PoolFormer: Pooling-Based Neural Architecture
- PoolFormer is a neural architecture that replaces traditional attention or MLP token mixers with parameter-free pooling operations within a MetaFormer framework.
- It achieves competitive results in vision tasks by reducing computational costs, exemplified by efficient ImageNet classifications and enhanced object detection metrics.
- The design supports long-sequence modeling by combining recurrent gating and multi-scale pooling, offering robust performance in audio and sequence-to-sequence applications.
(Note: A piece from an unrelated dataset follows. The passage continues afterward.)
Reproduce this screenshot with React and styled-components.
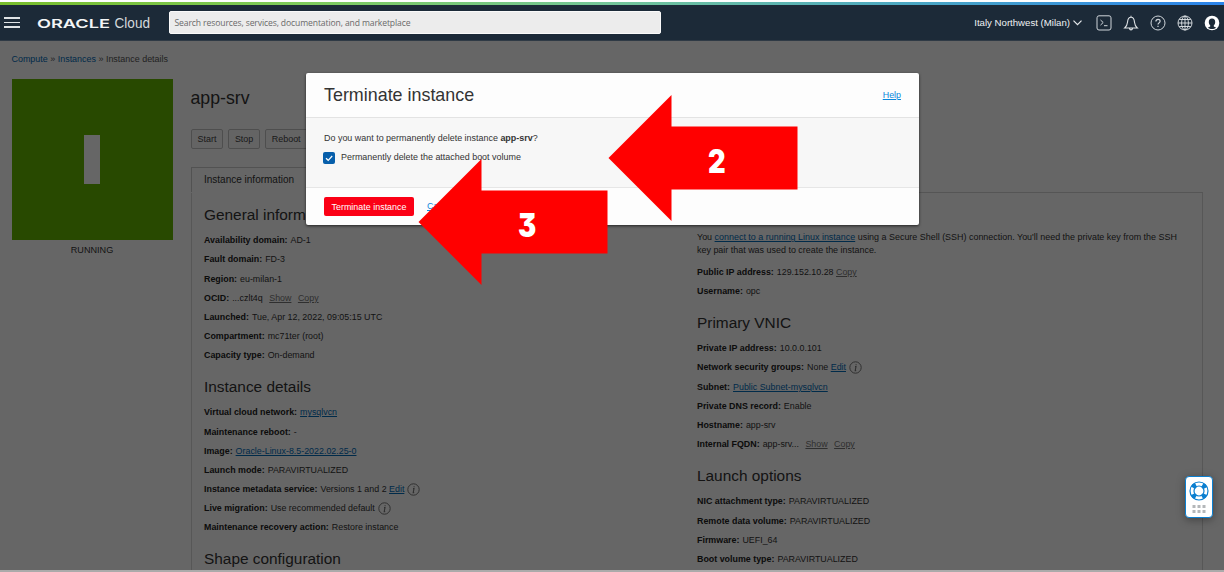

PoolFormer denotes a class of neural architectures that replace traditional attention- or MLP-based token mixers with parameter-free pooling operations embedded within a residual, channel-MLP, and normalization "MetaFormer" skeleton. Two main research strands under this name exist: a vision-centric architecture that instantiates MetaFormer with simple pooling in lieu of self-attention (Yu et al., 2021), and a long-sequence modeling architecture for sequence-to-sequence tasks, especially audio, which recursively combines recurrence and pooling to alleviate the costs of self-attention in extremely long contexts (Fernández, 2 Oct 2025).
1. MetaFormer Skeleton and Pooling-Based Token Mixer
The core design principle behind PoolFormer is to isolate and examine the effect of the general Transformer encoder "skeleton"—consisting of residual connections, channel-wise MLPs, and normalization—independently of the specific token mixing mechanism. The hypothesis is that much of the Transformer’s power arises from this skeleton rather than the details of attention or spatial MLPs (Yu et al., 2021).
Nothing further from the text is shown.